(Dataset)
[Start]
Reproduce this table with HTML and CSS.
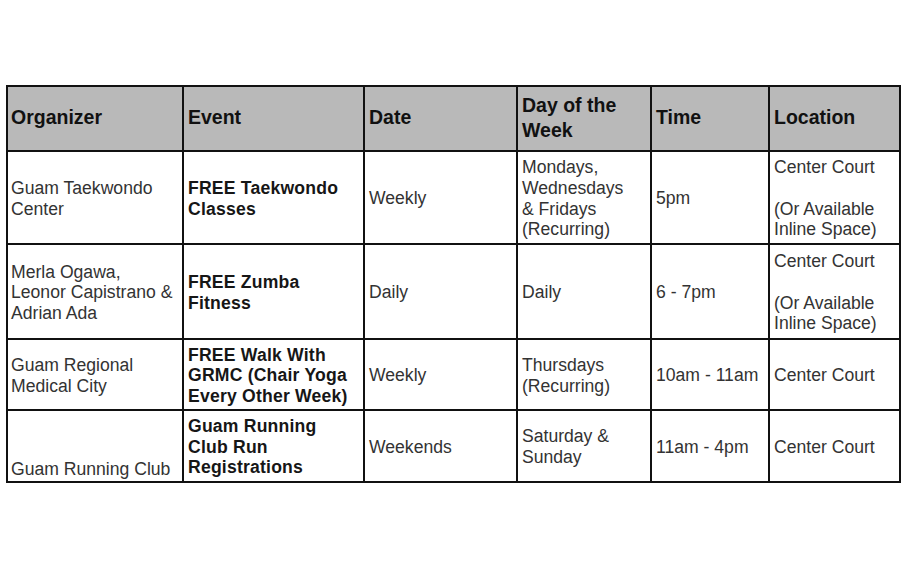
FILE: index.html
```html
<!DOCTYPE html>
<html>
<head>
<meta charset="utf-8">
<link rel="stylesheet" href="styles.css">
</head>
<body>
<table class="schedule">
  <colgroup>
    <col class="c-org">
    <col class="c-event">
    <col class="c-date">
    <col class="c-day">
    <col class="c-time">
    <col class="c-loc">
  </colgroup>
  <thead>
    <tr class="r-head">
      <th class="first">Organizer</th>
      <th>Event</th>
      <th>Date</th>
      <th>Day of the<br>Week</th>
      <th>Time</th>
      <th>Location</th>
    </tr>
  </thead>
  <tbody>
    <tr class="r1">
      <td class="first">Guam Taekwondo<br>Center</td>
      <td class="event">FREE Taekwondo<br>Classes</td>
      <td>Weekly</td>
      <td>Mondays,<br>Wednesdays<br>&amp; Fridays<br>(Recurring)</td>
      <td>5pm</td>
      <td>Center Court<br><br>(Or Available<br>Inline Space)</td>
    </tr>
    <tr class="r2">
      <td class="first">Merla Ogawa,<br>Leonor Capistrano &amp;<br>Adrian Ada</td>
      <td class="event">FREE Zumba<br>Fitness</td>
      <td>Daily</td>
      <td>Daily</td>
      <td>6 - 7pm</td>
      <td>Center Court<br><br>(Or Available<br>Inline Space)</td>
    </tr>
    <tr class="r3">
      <td class="first">Guam Regional<br>Medical City</td>
      <td class="event">FREE Walk With<br>GRMC (Chair Yoga<br>Every Other Week)</td>
      <td>Weekly</td>
      <td>Thursdays<br>(Recurring)</td>
      <td>10am - 11am</td>
      <td>Center Court</td>
    </tr>
    <tr class="r4">
      <td class="first bottom">Guam Running Club</td>
      <td class="event">Guam Running<br>Club Run<br>Registrations</td>
      <td>Weekends</td>
      <td>Saturday &amp;<br>Sunday</td>
      <td>11am - 4pm</td>
      <td>Center Court</td>
    </tr>
  </tbody>
</table>
</body>
</html>
```

FILE: styles.css
```css
html, body {
  margin: 0;
  padding: 0;
  background: #ffffff;
}

body {
  padding: 85px 0 0 6px;
  font-family: "Liberation Sans", Arial, sans-serif;
}

.schedule {
  border-collapse: collapse;
  table-layout: fixed;
  width: 893px;
}

.c-org { width: 176px; }
.c-event { width: 181px; }
.c-date { width: 153px; }
.c-day { width: 134px; }
.c-time { width: 118px; }
.c-loc { width: 131px; }

.schedule th,
.schedule td {
  border: 2px solid #111111;
  padding: 2px 2px 0 4px;
  vertical-align: middle;
  text-align: left;
  white-space: nowrap;
  overflow: hidden;
}

.schedule th.first,
.schedule td.first {
  padding-left: 3px;
}

.schedule th {
  background: #b9b9b9;
  color: #111111;
  font-weight: bold;
  font-size: 19.5px;
  line-height: 25px;
  padding-top: 0;
  padding-bottom: 2px;
}

.schedule td {
  color: #333333;
  font-size: 17.6px;
  line-height: 20.6px;
}

.schedule td.event {
  color: #161616;
  font-weight: bold;
  letter-spacing: 0.2px;
}

.schedule td.bottom {
  vertical-align: bottom;
  padding-bottom: 1px;
}

.r-head { height: 65px; }
.r1 { height: 93px; }
.r2 { height: 95px; }
.r3 { height: 71px; }
.r4 { height: 72px; }
```
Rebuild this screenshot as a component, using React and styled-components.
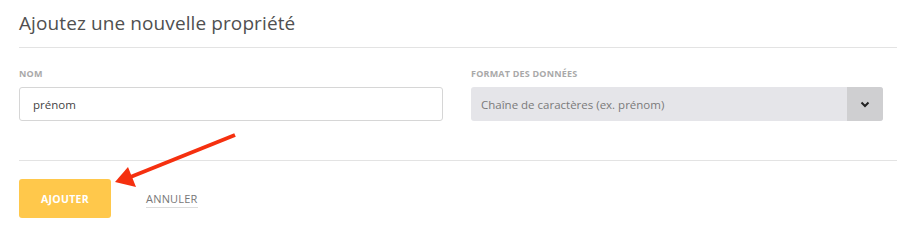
import React from "react";
import styled, { createGlobalStyle } from "styled-components";

const Global = createGlobalStyle`
  html, body { margin: 0; padding: 0; background: #fff; }
  body { font-family: "Open Sans", "Noto Sans", sans-serif; }
`;

const Page = styled.div`
  position: relative;
  width: 915px;
  height: 233px;
  padding: 0 18px 0 19px;
  box-sizing: border-box;
`;

const Title = styled.h1`
  margin: 0;
  padding-top: 10px;
  height: 47px;
  box-sizing: border-box;
  font-size: 19px;
  font-weight: 400;
  color: #505050;
  letter-spacing: 0.1px;
`;

const Divider = styled.hr`
  margin: 0;
  border: 0;
  border-top: 1px solid #e3e3e3;
`;

const Fields = styled.div`
  display: grid;
  grid-template-columns: 424px 412px;
  column-gap: 28px;
  padding-top: 20px;
  padding-bottom: 39px;
`;

const Field = styled.div`
  display: flex;
  flex-direction: column;
`;

const Label = styled.label`
  font-size: 9px;
  font-weight: 700;
  color: #a9a9a9;
  letter-spacing: 0.2px;
  height: 19px;
  line-height: 12px;
`;

const Input = styled.div`
  height: 34px;
  box-sizing: border-box;
  border: 1px solid #d6d6d6;
  border-radius: 3px;
  display: flex;
  align-items: center;
  padding-left: 13px;
  font-size: 11.5px;
  color: #444;
`;

const Select = styled.div`
  height: 34px;
  display: flex;
  border-radius: 3px;
  overflow: hidden;
  background: #e5e5e9;
`;

const SelectValue = styled.div`
  flex: 1;
  display: flex;
  align-items: center;
  padding-left: 10px;
  font-size: 11.5px;
  color: #7a7a7a;
`;

const SelectToggle = styled.div`
  width: 36px;
  background: #cfcfd1;
  display: flex;
  align-items: center;
  justify-content: center;
`;

const Actions = styled.div`
  display: flex;
  align-items: center;
  gap: 35px;
  padding-top: 18px;
`;

const PrimaryButton = styled.button`
  width: 92px;
  height: 39px;
  border: 0;
  border-radius: 3px;
  background: #ffc84b;
  color: #fff;
  font-family: inherit;
  font-size: 10.5px;
  font-weight: 700;
  letter-spacing: 0.3px;
`;

const LinkButton = styled.button`
  background: none;
  border: 0;
  padding: 0 0 1px;
  border-bottom: 1px solid #dcdcdc;
  font-family: inherit;
  font-size: 11px;
  color: #777;
  letter-spacing: 0.2px;
  margin-top: 2px;
`;

const Annotation = styled.svg`
  position: absolute;
  left: 0;
  top: 0;
  pointer-events: none;
`;

export default function App() {
  return (
    <>
      <Global />
      <Page>
        <Title>Ajoutez une nouvelle propriété</Title>
        <Divider />
        <Fields>
          <Field>
            <Label>NOM</Label>
            <Input>prénom</Input>
          </Field>
          <Field>
            <Label>FORMAT DES DONNÉES</Label>
            <Select>
              <SelectValue>Chaîne de caractères (ex. prénom)</SelectValue>
              <SelectToggle>
                <svg width="10" height="7" viewBox="0 0 10 7">
                  <path d="M1.5 1.5 L5 5 L8.5 1.5" fill="none" stroke="#222" strokeWidth="2" />
                </svg>
              </SelectToggle>
            </Select>
          </Field>
        </Fields>
        <Divider />
        <Actions>
          <PrimaryButton>AJOUTER</PrimaryButton>
          <LinkButton>ANNULER</LinkButton>
        </Actions>
        <Annotation width="915" height="233" viewBox="0 0 915 233">
          <line x1="235" y1="135" x2="128" y2="178" stroke="#f5300f" strokeWidth="4" />
          <polygon points="115,182 128,167 136,187" fill="#f5300f" />
        </Annotation>
      </Page>
    </>
  );
}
[End]
(Your instructions)
All entries are to be retyped exactly. Omit any embedded images.

(Reply)
Reproduce this table with HTML and CSS.
FILE: index.html
```html
<!DOCTYPE html>
<html>
<head>
<meta charset="utf-8">
<link rel="stylesheet" href="styles.css">
</head>
<body>
<table class="schedule">
  <colgroup>
    <col class="c-org">
    <col class="c-event">
    <col class="c-date">
    <col class="c-day">
    <col class="c-time">
    <col class="c-loc">
  </colgroup>
  <thead>
    <tr class="r-head">
      <th class="first">Organizer</th>
      <th>Event</th>
      <th>Date</th>
      <th>Day of the<br>Week</th>
      <th>Time</th>
      <th>Location</th>
    </tr>
  </thead>
  <tbody>
    <tr class="r1">
      <td class="first">Guam Taekwondo<br>Center</td>
      <td class="event">FREE Taekwondo<br>Classes</td>
      <td>Weekly</td>
      <td>Mondays,<br>Wednesdays<br>&amp; Fridays<br>(Recurring)</td>
      <td>5pm</td>
      <td>Center Court<br><br>(Or Available<br>Inline Space)</td>
    </tr>
    <tr class="r2">
      <td class="first">Merla Ogawa,<br>Leonor Capistrano &amp;<br>Adrian Ada</td>
      <td class="event">FREE Zumba<br>Fitness</td>
      <td>Daily</td>
      <td>Daily</td>
      <td>6 - 7pm</td>
      <td>Center Court<br><br>(Or Available<br>Inline Space)</td>
    </tr>
    <tr class="r3">
      <td class="first">Guam Regional<br>Medical City</td>
      <td class="event">FREE Walk With<br>GRMC (Chair Yoga<br>Every Other Week)</td>
      <td>Weekly</td>
      <td>Thursdays<br>(Recurring)</td>
      <td>10am - 11am</td>
      <td>Center Court</td>
    </tr>
    <tr class="r4">
      <td class="first bottom">Guam Running Club</td>
      <td class="event">Guam Running<br>Club Run<br>Registrations</td>
      <td>Weekends</td>
      <td>Saturday &amp;<br>Sunday</td>
      <td>11am - 4pm</td>
      <td>Center Court</td>
    </tr>
  </tbody>
</table>
</body>
</html>
```

FILE: styles.css
```css
html, body {
  margin: 0;
  padding: 0;
  background: #ffffff;
}

body {
  padding: 85px 0 0 6px;
  font-family: "Liberation Sans", Arial, sans-serif;
}

.schedule {
  border-collapse: collapse;
  table-layout: fixed;
  width: 893px;
}

.c-org { width: 176px; }
.c-event { width: 181px; }
.c-date { width: 153px; }
.c-day { width: 134px; }
.c-time { width: 118px; }
.c-loc { width: 131px; }

.schedule th,
.schedule td {
  border: 2px solid #111111;
  padding: 2px 2px 0 4px;
  vertical-align: middle;
  text-align: left;
  white-space: nowrap;
  overflow: hidden;
}

.schedule th.first,
.schedule td.first {
  padding-left: 3px;
}

.schedule th {
  background: #b9b9b9;
  color: #111111;
  font-weight: bold;
  font-size: 19.5px;
  line-height: 25px;
  padding-top: 0;
  padding-bottom: 2px;
}

.schedule td {
  color: #333333;
  font-size: 17.6px;
  line-height: 20.6px;
}

.schedule td.event {
  color: #161616;
  font-weight: bold;
  letter-spacing: 0.2px;
}

.schedule td.bottom {
  vertical-align: bottom;
  padding-bottom: 1px;
}

.r-head { height: 65px; }
.r1 { height: 93px; }
.r2 { height: 95px; }
.r3 { height: 71px; }
.r4 { height: 72px; }
```
Rebuild this screenshot as a component, using React and styled-components.
import React from "react";
import styled, { createGlobalStyle } from "styled-components";

const Global = createGlobalStyle`
  html, body { margin: 0; padding: 0; background: #fff; }
  body { font-family: "Open Sans", "Noto Sans", sans-serif; }
`;

const Page = styled.div`
  position: relative;
  width: 915px;
  height: 233px;
  padding: 0 18px 0 19px;
  box-sizing: border-box;
`;

const Title = styled.h1`
  margin: 0;
  padding-top: 10px;
  height: 47px;
  box-sizing: border-box;
  font-size: 19px;
  font-weight: 400;
  color: #505050;
  letter-spacing: 0.1px;
`;

const Divider = styled.hr`
  margin: 0;
  border: 0;
  border-top: 1px solid #e3e3e3;
`;

const Fields = styled.div`
  display: grid;
  grid-template-columns: 424px 412px;
  column-gap: 28px;
  padding-top: 20px;
  padding-bottom: 39px;
`;

const Field = styled.div`
  display: flex;
  flex-direction: column;
`;

const Label = styled.label`
  font-size: 9px;
  font-weight: 700;
  color: #a9a9a9;
  letter-spacing: 0.2px;
  height: 19px;
  line-height: 12px;
`;

const Input = styled.div`
  height: 34px;
  box-sizing: border-box;
  border: 1px solid #d6d6d6;
  border-radius: 3px;
  display: flex;
  align-items: center;
  padding-left: 13px;
  font-size: 11.5px;
  color: #444;
`;

const Select = styled.div`
  height: 34px;
  display: flex;
  border-radius: 3px;
  overflow: hidden;
  background: #e5e5e9;
`;

const SelectValue = styled.div`
  flex: 1;
  display: flex;
  align-items: center;
  padding-left: 10px;
  font-size: 11.5px;
  color: #7a7a7a;
`;

const SelectToggle = styled.div`
  width: 36px;
  background: #cfcfd1;
  display: flex;
  align-items: center;
  justify-content: center;
`;

const Actions = styled.div`
  display: flex;
  align-items: center;
  gap: 35px;
  padding-top: 18px;
`;

const PrimaryButton = styled.button`
  width: 92px;
  height: 39px;
  border: 0;
  border-radius: 3px;
  background: #ffc84b;
  color: #fff;
  font-family: inherit;
  font-size: 10.5px;
  font-weight: 700;
  letter-spacing: 0.3px;
`;

const LinkButton = styled.button`
  background: none;
  border: 0;
  padding: 0 0 1px;
  border-bottom: 1px solid #dcdcdc;
  font-family: inherit;
  font-size: 11px;
  color: #777;
  letter-spacing: 0.2px;
  margin-top: 2px;
`;

const Annotation = styled.svg`
  position: absolute;
  left: 0;
  top: 0;
  pointer-events: none;
`;

export default function App() {
  return (
    <>
      <Global />
      <Page>
        <Title>Ajoutez une nouvelle propriété</Title>
        <Divider />
        <Fields>
          <Field>
            <Label>NOM</Label>
            <Input>prénom</Input>
          </Field>
          <Field>
            <Label>FORMAT DES DONNÉES</Label>
            <Select>
              <SelectValue>Chaîne de caractères (ex. prénom)</SelectValue>
              <SelectToggle>
                <svg width="10" height="7" viewBox="0 0 10 7">
                  <path d="M1.5 1.5 L5 5 L8.5 1.5" fill="none" stroke="#222" strokeWidth="2" />
                </svg>
              </SelectToggle>
            </Select>
          </Field>
        </Fields>
        <Divider />
        <Actions>
          <PrimaryButton>AJOUTER</PrimaryButton>
          <LinkButton>ANNULER</LinkButton>
        </Actions>
        <Annotation width="915" height="233" viewBox="0 0 915 233">
          <line x1="235" y1="135" x2="128" y2="178" stroke="#f5300f" strokeWidth="4" />
          <polygon points="115,182 128,167 136,187" fill="#f5300f" />
        </Annotation>
      </Page>
    </>
  );
}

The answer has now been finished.